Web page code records
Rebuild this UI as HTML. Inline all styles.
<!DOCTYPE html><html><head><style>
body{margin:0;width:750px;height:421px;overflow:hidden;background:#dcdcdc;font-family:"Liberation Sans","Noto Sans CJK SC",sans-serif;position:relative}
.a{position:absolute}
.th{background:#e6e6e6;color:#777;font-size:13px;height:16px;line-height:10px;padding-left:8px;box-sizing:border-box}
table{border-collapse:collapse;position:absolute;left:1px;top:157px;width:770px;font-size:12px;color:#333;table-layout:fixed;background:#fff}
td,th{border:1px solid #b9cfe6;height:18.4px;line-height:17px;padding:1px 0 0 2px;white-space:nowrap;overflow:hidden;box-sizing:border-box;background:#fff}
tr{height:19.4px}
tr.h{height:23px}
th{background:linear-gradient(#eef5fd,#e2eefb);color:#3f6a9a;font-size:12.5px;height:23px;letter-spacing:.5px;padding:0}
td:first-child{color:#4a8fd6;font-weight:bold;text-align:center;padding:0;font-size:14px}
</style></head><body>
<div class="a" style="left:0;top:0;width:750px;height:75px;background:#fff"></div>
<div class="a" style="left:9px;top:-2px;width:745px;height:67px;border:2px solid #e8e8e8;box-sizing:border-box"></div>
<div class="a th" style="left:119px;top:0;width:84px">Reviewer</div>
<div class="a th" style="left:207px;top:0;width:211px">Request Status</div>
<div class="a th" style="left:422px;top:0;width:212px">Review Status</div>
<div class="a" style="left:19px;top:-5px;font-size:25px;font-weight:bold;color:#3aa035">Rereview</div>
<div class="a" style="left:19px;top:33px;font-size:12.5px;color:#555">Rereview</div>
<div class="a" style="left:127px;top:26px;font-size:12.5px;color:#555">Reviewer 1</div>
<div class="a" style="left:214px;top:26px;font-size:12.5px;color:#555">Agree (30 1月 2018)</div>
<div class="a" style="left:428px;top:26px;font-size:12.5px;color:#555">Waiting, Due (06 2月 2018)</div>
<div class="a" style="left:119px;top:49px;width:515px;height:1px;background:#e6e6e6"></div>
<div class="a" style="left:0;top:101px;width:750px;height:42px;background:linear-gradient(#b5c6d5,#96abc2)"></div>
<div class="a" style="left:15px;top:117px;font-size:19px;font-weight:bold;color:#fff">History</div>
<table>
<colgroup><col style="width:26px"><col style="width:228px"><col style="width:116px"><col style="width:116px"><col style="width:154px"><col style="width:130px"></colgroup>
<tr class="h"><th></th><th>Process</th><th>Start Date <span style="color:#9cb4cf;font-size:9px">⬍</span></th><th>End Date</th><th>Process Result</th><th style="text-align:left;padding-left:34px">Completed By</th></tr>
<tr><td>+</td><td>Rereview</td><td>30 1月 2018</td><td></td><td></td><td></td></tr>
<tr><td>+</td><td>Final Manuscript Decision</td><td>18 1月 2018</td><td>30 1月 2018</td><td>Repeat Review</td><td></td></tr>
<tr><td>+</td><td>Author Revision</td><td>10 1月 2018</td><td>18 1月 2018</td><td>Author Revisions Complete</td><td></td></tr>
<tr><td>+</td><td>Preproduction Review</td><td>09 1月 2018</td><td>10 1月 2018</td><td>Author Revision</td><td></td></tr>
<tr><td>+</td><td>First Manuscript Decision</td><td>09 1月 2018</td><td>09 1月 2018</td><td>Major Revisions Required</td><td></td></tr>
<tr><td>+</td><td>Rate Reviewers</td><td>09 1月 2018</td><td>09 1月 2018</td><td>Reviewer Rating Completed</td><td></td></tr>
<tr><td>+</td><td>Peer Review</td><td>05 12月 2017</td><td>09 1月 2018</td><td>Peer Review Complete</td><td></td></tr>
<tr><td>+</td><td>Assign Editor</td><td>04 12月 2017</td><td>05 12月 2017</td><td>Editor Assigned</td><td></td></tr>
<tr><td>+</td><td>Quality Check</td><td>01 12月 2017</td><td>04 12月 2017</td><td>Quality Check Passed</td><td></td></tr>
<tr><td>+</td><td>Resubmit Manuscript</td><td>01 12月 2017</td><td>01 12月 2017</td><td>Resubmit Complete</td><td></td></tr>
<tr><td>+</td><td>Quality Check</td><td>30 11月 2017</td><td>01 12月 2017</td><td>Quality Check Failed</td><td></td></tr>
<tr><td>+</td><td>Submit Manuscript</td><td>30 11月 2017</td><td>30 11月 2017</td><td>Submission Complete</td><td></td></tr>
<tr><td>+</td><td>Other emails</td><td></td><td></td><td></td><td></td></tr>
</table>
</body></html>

---

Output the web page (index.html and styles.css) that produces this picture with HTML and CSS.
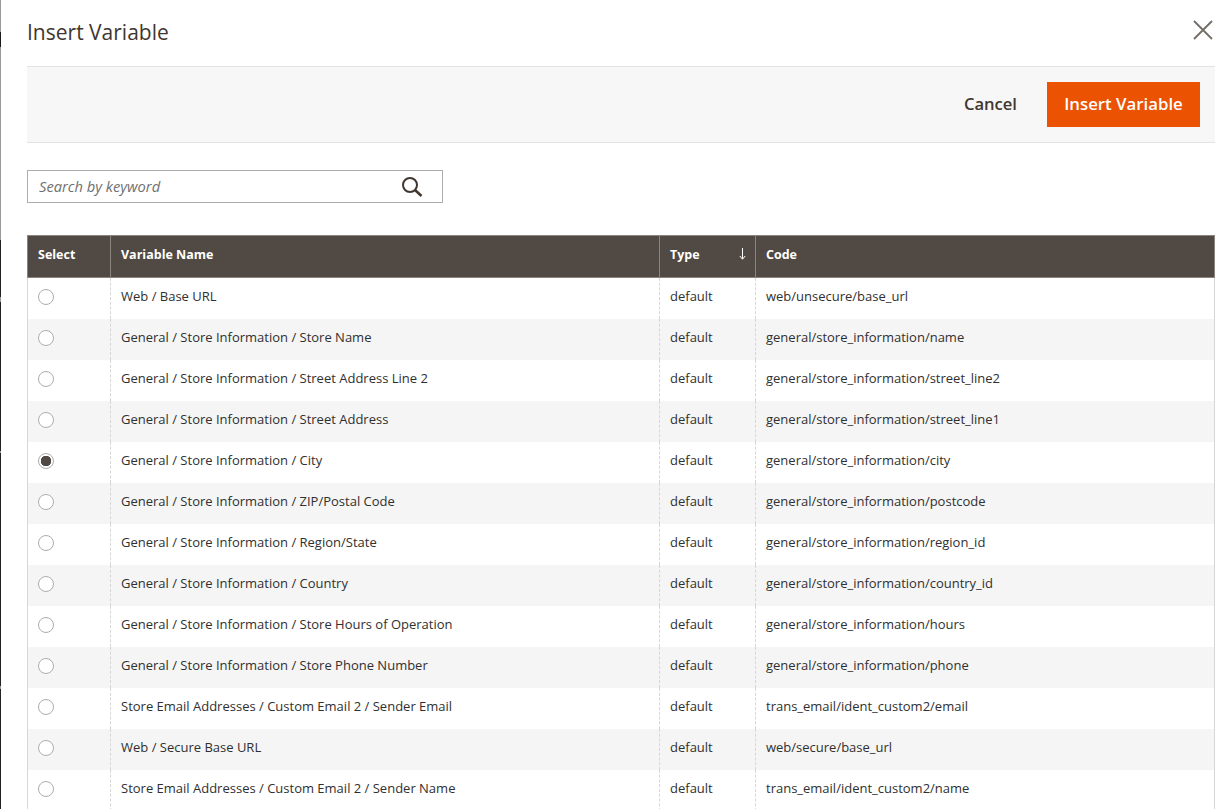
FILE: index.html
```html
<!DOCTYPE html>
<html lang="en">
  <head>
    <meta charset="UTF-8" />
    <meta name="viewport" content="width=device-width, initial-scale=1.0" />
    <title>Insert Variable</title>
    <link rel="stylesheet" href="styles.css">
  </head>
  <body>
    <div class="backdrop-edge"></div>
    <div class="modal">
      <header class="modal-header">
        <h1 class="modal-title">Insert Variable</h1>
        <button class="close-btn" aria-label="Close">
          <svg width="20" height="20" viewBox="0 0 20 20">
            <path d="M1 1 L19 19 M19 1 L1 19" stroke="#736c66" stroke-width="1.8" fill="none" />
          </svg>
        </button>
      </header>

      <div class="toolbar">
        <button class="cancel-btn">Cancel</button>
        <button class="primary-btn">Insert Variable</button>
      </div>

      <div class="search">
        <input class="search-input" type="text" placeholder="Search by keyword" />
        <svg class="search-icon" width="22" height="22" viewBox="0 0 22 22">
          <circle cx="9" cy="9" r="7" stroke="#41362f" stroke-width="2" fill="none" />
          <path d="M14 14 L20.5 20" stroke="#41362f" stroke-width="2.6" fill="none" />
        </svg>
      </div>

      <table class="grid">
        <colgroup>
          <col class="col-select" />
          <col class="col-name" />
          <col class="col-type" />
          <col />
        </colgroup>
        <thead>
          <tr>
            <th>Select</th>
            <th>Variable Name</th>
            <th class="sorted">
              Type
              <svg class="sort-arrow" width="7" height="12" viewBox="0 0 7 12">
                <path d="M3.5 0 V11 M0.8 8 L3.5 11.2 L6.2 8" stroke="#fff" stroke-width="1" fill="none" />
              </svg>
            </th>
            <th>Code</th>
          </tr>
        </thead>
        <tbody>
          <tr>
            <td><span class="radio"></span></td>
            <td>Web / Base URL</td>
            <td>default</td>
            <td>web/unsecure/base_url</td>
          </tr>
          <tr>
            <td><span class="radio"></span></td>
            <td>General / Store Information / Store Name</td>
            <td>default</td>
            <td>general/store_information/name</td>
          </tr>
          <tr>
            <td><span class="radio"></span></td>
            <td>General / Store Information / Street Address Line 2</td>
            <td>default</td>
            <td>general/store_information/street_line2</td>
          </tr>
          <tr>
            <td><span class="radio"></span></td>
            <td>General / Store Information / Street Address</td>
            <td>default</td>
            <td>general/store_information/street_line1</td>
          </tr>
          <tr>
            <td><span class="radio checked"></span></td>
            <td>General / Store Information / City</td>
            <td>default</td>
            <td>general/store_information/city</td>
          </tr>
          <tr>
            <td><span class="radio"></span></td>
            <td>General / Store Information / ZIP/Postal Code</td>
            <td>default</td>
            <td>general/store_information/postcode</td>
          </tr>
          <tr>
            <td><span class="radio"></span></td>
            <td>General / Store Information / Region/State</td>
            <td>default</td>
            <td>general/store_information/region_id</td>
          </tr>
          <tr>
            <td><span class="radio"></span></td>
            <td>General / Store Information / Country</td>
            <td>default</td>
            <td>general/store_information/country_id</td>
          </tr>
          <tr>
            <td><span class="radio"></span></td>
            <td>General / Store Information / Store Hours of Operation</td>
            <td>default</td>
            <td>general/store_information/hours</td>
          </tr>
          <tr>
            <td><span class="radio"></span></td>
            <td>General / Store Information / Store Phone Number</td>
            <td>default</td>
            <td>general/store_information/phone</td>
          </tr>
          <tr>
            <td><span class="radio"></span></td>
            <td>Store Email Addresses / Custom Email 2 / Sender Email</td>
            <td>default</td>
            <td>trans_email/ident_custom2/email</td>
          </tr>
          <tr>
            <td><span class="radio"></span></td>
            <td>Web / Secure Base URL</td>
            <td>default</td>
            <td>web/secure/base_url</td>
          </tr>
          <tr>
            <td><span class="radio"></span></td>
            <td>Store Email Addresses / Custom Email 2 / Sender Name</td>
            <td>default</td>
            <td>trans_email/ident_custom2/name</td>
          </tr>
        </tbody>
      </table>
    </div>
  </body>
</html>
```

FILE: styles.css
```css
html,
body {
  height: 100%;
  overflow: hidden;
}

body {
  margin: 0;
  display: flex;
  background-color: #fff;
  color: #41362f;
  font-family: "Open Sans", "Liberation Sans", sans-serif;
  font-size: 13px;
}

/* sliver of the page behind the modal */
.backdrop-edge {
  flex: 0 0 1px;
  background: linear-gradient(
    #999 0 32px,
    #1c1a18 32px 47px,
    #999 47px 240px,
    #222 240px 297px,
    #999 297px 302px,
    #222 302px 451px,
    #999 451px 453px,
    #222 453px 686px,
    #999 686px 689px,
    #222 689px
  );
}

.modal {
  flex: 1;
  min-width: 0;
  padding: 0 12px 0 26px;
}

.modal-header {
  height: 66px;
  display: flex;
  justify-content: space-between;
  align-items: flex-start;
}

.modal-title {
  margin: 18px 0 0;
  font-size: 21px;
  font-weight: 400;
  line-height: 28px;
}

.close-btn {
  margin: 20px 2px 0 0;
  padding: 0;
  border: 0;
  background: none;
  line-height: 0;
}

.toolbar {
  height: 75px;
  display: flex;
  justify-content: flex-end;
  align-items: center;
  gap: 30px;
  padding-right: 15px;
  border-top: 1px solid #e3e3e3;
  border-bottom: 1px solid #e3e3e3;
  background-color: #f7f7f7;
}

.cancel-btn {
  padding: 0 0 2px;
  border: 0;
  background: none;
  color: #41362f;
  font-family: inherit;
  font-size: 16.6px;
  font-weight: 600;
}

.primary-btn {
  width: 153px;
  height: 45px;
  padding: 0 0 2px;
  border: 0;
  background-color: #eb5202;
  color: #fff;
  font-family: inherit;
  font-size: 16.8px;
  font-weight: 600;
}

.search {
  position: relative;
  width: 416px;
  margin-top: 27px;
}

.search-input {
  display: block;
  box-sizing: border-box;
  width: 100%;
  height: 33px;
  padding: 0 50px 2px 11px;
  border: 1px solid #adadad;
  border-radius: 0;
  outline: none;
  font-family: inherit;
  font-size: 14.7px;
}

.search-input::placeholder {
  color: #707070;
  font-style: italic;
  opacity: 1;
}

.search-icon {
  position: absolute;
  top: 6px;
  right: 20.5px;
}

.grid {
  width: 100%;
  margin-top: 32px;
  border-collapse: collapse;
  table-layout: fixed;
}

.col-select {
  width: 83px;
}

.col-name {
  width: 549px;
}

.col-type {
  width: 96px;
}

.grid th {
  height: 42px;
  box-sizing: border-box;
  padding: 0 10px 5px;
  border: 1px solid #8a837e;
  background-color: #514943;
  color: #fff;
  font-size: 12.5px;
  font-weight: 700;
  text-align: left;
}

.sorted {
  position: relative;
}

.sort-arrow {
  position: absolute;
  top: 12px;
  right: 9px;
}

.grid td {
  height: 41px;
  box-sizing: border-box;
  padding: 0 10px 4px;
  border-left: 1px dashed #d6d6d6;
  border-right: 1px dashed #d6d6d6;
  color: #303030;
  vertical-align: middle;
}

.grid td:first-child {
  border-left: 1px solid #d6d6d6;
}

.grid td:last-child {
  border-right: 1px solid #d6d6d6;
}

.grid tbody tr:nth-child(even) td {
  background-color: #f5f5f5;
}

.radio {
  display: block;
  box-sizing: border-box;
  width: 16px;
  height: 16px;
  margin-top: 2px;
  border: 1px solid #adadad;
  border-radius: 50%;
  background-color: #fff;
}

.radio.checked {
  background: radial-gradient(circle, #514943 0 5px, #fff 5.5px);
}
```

## Aim
Return only the number of lines in the preceding records that contain the string "this".

## The answer
2